The `create_trend()` function provides a week-by-week heatmap view of a selected metric, grouped by an HR attribute. This helps identify trends and hotspots over time.

In [None]:
# Trend plot: Collaboration_hours by LevelDesignation
trend_plot = vi.create_trend(
    data=pq_data,
    metric="Collaboration_hours",
    hrvar="LevelDesignation",
    mingroup=5,
    return_type="plot"
)

### Key Metrics Scan: `keymetrics_scan()`

The `keymetrics_scan()` function summarizes multiple key metrics across a grouping variable, returning either a heatmap or a summary table. This is useful for a high-level scan of organizational health.

In [None]:
# Key metrics scan: heatmap by Organization
keymetrics_plot = vi.keymetrics_scan(
    data=pq_data,
    hrvar="Organization",
    mingroup=5,
    return_type="plot"
)

In [None]:
# Key metrics scan: summary table by Organization
keymetrics_table = vi.keymetrics_scan(
    data=pq_data,
    hrvar="Organization",
    mingroup=5,
    return_type="table"
)
keymetrics_table.head()

## Network Analysis & Flow Visualization

**vivainsights** includes powerful functions for analyzing collaboration networks and visualizing flows between organizational groups.

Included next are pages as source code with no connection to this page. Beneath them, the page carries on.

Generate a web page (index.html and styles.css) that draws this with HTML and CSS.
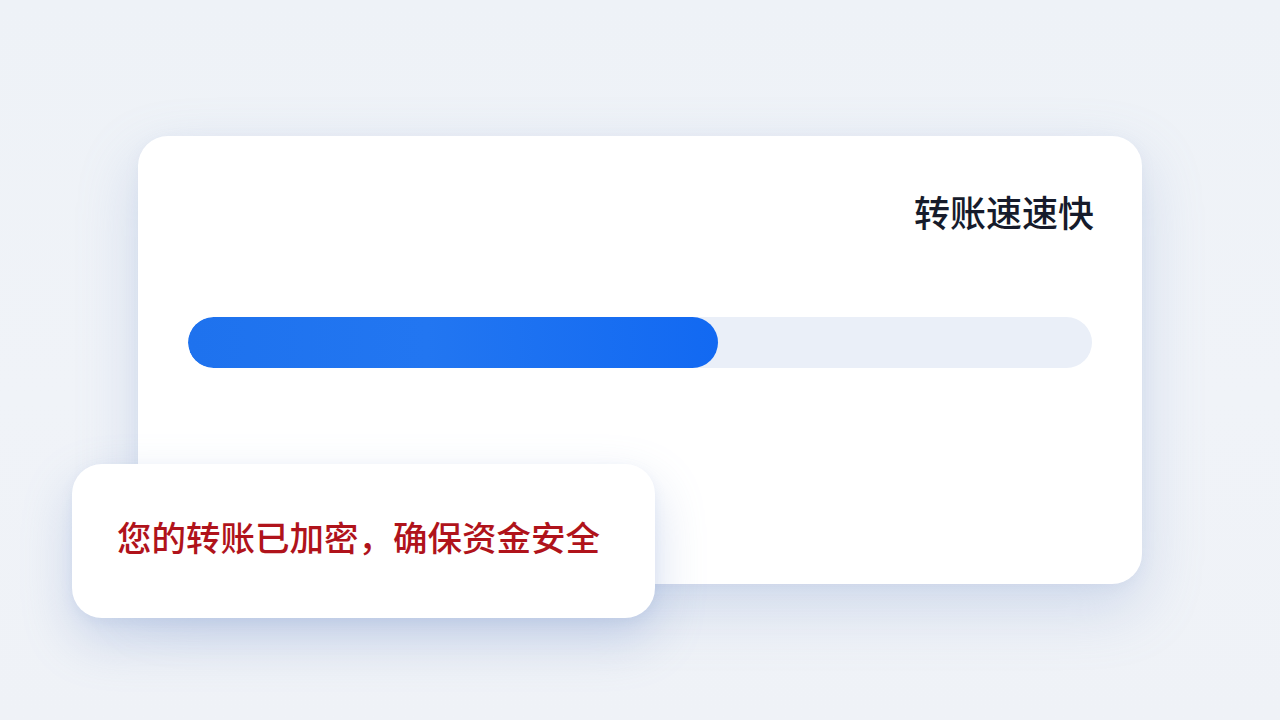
FILE: index.html
```html
<!DOCTYPE html>
<html lang="zh-CN">
<head>
<meta charset="utf-8">
<title>转账速速快</title>
<link rel="stylesheet" href="styles.css">
</head>
<body>
<div class="stage">
  <section class="card">
    <h1 class="card-title">转账速速快</h1>
    <div class="track">
      <div class="fill" style="width: 58.6%"></div>
    </div>
  </section>
  <div class="toast">
    <p class="toast-text">您的转账已加密，确保资金安全</p>
  </div>
</div>
</body>
</html>
```

FILE: styles.css
```css
* {
  box-sizing: border-box;
}

html, body {
  margin: 0;
  height: 100%;
}

body {
  background: linear-gradient(180deg, #eef2f7 0%, #f0f3f8 55%, #eff2f7 100%);
  font-family: "Noto Sans CJK SC", "Noto Sans", sans-serif;
  overflow: hidden;
}

.stage {
  position: relative;
  width: 1280px;
  height: 720px;
  padding: 136px 0 0 138px;
}

.card {
  width: 1004px;
  height: 448px;
  background: #ffffff;
  border-radius: 30px;
  padding: 52px 48px 0 50px;
  box-shadow: 0 24px 60px rgba(132, 160, 210, 0.3), 0 4px 14px rgba(150, 170, 210, 0.1);
  display: flex;
  flex-direction: column;
}

.card-title {
  margin: 0;
  align-self: flex-end;
  font-size: 36px;
  line-height: 47px;
  font-weight: 500;
  color: #161b2b;
}

.track {
  margin: 82px 2px 0 0;
  height: 51px;
  border-radius: 26px;
  background: #eaeff8;
  overflow: hidden;
}

.fill {
  height: 100%;
  border-radius: 26px;
  background: linear-gradient(90deg, #1e72ee 0%, #2276f1 45%, #1269f2 100%);
}

.toast {
  position: absolute;
  left: 72px;
  top: 464px;
  width: 583px;
  height: 154px;
  background: #ffffff;
  border-radius: 30px;
  box-shadow: 0 22px 50px rgba(120, 150, 205, 0.32), 0 4px 12px rgba(140, 165, 210, 0.12);
  display: flex;
  align-items: center;
  padding: 0 0 8px 45px;
}

.toast-text {
  margin: 0;
  font-size: 34.5px;
  line-height: 1.2;
  font-weight: 500;
  color: #b0131b;
  white-space: nowrap;
}
```
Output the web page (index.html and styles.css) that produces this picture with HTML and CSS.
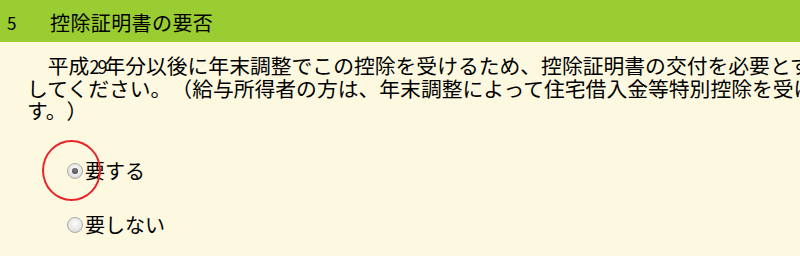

### Sankey Diagrams: Visualizing Organizational Flows

The `create_sankey()` function creates flow diagrams that show how people are distributed across different organizational attributes. This is particularly useful for understanding organizational structure and identifying potential silos.

In [None]:
# First, create a summary table for the Sankey diagram
# Sankey diagrams need aggregated data showing flows between two variables
sankey_data = pq_data.groupby(['Organization', 'LevelDesignation'])['PersonId'].nunique().reset_index(name='n')

# Create Sankey diagram showing flow from Organization to Level
sankey_plot = vi.create_sankey(
    data=sankey_data,
    var1='Organization',  # Left side of diagram
    var2='LevelDesignation',  # Right side of diagram  
    count='n'  # The flow volume
)

## Advanced Analytics

### Information Value Analysis: Predictive Insights

The `create_IV()` function helps you understand which organizational attributes are most predictive of key outcomes. This is particularly useful for identifying factors that drive engagement, performance, or retention.

Information Value (IV) measures the predictive strength of variables:
- IV < 0.02: Not useful for prediction
- 0.02 ≤ IV < 0.1: Weak predictive power  
- 0.1 ≤ IV < 0.3: Medium predictive power
- 0.3 ≤ IV < 0.5: Strong predictive power
- IV ≥ 0.5: Very strong (potentially suspicious)

In [None]:
# Information Value analysis: Which factors predict high collaboration?
# First, create a binary outcome variable for high collaboration (>median)
pq_data_iv = vi.load_pq_data()
copilot_median = pq_data_iv['Copilot_actions_taken_in_Teams'].median()
pq_data_iv['High_Copilot'] = (pq_data_iv['Copilot_actions_taken_in_Teams'] > copilot_median).astype(int)

# Define predictor variables
predictors = ['Email_hours', 'Meeting_hours', 'Uninterrupted_hours']

# Run Information Value analysis
vi.create_IV(
    data=pq_data_iv,
    predictors=predictors,
    outcome='High_Copilot',
    return_type='plot'
)

## Putting It All Together: Analysis Best Practices

The **vivainsights** package provides a comprehensive toolkit for organizational analytics. Here are some best practices for effective analysis:

### 1. Start with Exploration
- Use `create_rank()` and `keymetrics_scan()` to get a high-level overview
- Apply `hrvar_count()` to understand your population segments
- Check data quality with `identify_outlier()` and related functions

### 2. Dive Deep with Distribution Analysis  
- Use `create_boxplot()` to identify outliers and understand spread
- Apply `create_lorenz()` to assess inequality and concentration
- Leverage `create_inc()` to understand threshold exceedances

### 3. Understand Relationships
- Use `create_bubble()` to explore relationships between two metrics
- Apply `create_trend()` to identify patterns over time
- Visualize organizational flows with `create_sankey()`

### 4. Advanced Insights
- Use `create_IV()` for predictive analytics and identifying key drivers
- Apply network analysis functions for collaboration insights

### 5. Export and Share
- All functions support `return_type='table'` for extracting underlying data
- Use `export()` to copy tables to clipboard for easy sharing
- Combine multiple analyses to tell compelling data stories

This comprehensive approach ensures you can uncover meaningful insights about collaboration, engagement, and organizational health using Viva Insights data.